▶ INSTRUCTIONS TO FOLLOW
Gather up the lines that contain "this".

▶ DATASET RECORDS
# # # #

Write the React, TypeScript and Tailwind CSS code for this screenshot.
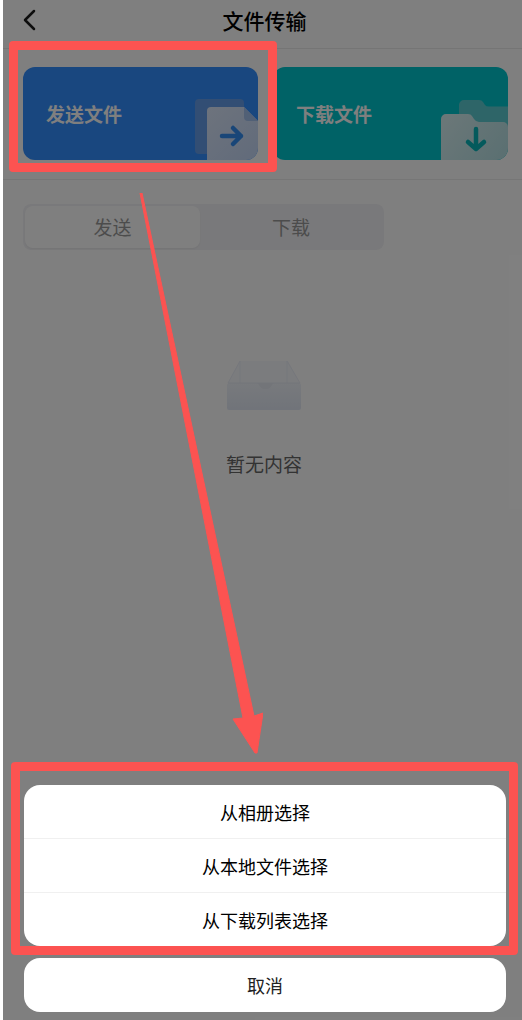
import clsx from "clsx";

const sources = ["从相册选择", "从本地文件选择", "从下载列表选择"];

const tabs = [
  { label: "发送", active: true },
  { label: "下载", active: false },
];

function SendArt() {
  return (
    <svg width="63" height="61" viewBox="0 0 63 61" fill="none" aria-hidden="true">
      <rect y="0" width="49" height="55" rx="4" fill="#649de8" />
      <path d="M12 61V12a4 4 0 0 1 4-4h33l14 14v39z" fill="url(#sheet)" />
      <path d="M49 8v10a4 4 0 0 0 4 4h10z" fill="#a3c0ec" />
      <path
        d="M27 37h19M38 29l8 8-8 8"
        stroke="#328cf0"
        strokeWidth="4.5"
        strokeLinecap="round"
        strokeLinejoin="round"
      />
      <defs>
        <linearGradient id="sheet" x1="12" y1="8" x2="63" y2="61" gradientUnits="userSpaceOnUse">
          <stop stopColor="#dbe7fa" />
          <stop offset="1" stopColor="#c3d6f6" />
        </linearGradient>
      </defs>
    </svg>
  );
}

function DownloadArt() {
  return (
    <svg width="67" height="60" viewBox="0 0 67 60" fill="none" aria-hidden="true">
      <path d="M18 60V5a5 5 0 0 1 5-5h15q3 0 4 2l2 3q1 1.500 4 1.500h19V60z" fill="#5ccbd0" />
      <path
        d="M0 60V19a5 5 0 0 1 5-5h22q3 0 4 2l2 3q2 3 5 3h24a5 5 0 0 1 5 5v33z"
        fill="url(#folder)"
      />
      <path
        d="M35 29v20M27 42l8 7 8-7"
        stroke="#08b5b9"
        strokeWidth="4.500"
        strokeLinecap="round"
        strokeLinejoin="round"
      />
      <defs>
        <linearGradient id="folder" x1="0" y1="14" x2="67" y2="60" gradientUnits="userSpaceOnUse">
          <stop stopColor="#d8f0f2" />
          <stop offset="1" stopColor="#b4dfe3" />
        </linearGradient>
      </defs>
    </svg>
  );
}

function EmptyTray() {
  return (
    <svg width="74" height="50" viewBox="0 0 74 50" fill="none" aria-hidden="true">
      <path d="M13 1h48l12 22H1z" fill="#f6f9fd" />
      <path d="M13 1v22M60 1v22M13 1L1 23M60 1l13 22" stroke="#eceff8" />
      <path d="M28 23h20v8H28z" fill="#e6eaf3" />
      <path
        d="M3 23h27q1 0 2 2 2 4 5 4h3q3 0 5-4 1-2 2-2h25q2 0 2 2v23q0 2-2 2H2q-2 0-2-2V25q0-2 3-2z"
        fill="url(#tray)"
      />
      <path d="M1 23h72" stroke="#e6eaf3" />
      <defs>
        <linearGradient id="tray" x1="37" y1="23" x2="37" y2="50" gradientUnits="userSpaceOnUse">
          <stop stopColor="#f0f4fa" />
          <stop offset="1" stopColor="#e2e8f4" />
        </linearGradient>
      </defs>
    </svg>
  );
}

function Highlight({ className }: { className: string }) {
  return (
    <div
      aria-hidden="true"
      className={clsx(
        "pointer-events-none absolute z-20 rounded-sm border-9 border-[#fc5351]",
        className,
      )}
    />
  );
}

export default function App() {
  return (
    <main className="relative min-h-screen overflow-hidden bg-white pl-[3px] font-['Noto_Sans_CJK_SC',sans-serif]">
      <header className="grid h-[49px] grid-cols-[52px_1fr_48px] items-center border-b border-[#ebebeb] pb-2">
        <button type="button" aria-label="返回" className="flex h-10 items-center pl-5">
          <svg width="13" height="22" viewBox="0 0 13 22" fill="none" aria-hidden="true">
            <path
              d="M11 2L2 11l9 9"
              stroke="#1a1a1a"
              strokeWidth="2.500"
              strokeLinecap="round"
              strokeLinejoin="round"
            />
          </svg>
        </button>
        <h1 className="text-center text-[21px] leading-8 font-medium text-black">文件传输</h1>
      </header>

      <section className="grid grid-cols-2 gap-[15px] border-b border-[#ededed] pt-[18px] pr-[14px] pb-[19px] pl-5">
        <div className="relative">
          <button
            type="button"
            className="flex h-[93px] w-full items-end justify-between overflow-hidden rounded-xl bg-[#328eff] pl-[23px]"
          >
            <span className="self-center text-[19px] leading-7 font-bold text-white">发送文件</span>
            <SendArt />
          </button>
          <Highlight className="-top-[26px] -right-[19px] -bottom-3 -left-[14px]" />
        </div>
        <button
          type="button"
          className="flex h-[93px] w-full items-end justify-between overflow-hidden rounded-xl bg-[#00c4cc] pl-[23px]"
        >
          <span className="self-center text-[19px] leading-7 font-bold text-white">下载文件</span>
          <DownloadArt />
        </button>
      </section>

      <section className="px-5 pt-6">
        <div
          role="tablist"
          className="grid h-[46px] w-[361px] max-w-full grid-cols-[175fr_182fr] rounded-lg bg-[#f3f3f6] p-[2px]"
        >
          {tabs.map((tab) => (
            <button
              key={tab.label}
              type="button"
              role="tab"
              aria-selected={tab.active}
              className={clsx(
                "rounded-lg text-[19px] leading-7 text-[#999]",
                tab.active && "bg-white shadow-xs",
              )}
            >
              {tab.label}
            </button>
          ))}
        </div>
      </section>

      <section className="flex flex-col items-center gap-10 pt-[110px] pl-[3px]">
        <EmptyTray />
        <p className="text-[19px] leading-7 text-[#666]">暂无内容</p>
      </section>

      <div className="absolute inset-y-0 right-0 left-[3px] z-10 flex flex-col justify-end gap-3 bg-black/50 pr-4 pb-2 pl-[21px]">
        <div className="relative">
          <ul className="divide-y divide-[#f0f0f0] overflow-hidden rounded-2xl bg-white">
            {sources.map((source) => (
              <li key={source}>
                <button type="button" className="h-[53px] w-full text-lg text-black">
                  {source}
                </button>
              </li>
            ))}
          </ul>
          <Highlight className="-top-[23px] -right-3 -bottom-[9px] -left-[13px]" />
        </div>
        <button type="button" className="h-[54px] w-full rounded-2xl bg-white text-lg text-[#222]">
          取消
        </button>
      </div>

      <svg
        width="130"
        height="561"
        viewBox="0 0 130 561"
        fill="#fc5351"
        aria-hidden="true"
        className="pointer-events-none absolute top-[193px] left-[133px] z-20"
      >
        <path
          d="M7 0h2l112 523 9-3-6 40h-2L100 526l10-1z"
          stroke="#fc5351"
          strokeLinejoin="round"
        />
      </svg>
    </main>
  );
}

# # # #

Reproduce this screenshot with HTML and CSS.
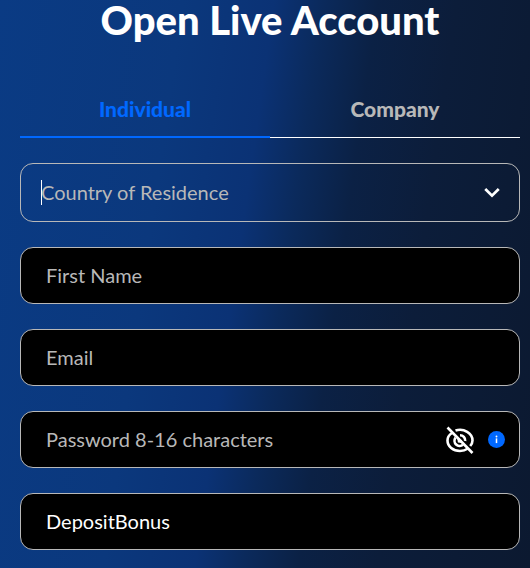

# # # #

▶ WRITTEN SOLUTION
Write the React, TypeScript and Tailwind CSS code for this screenshot.
Reproduce this screenshot with HTML and CSS.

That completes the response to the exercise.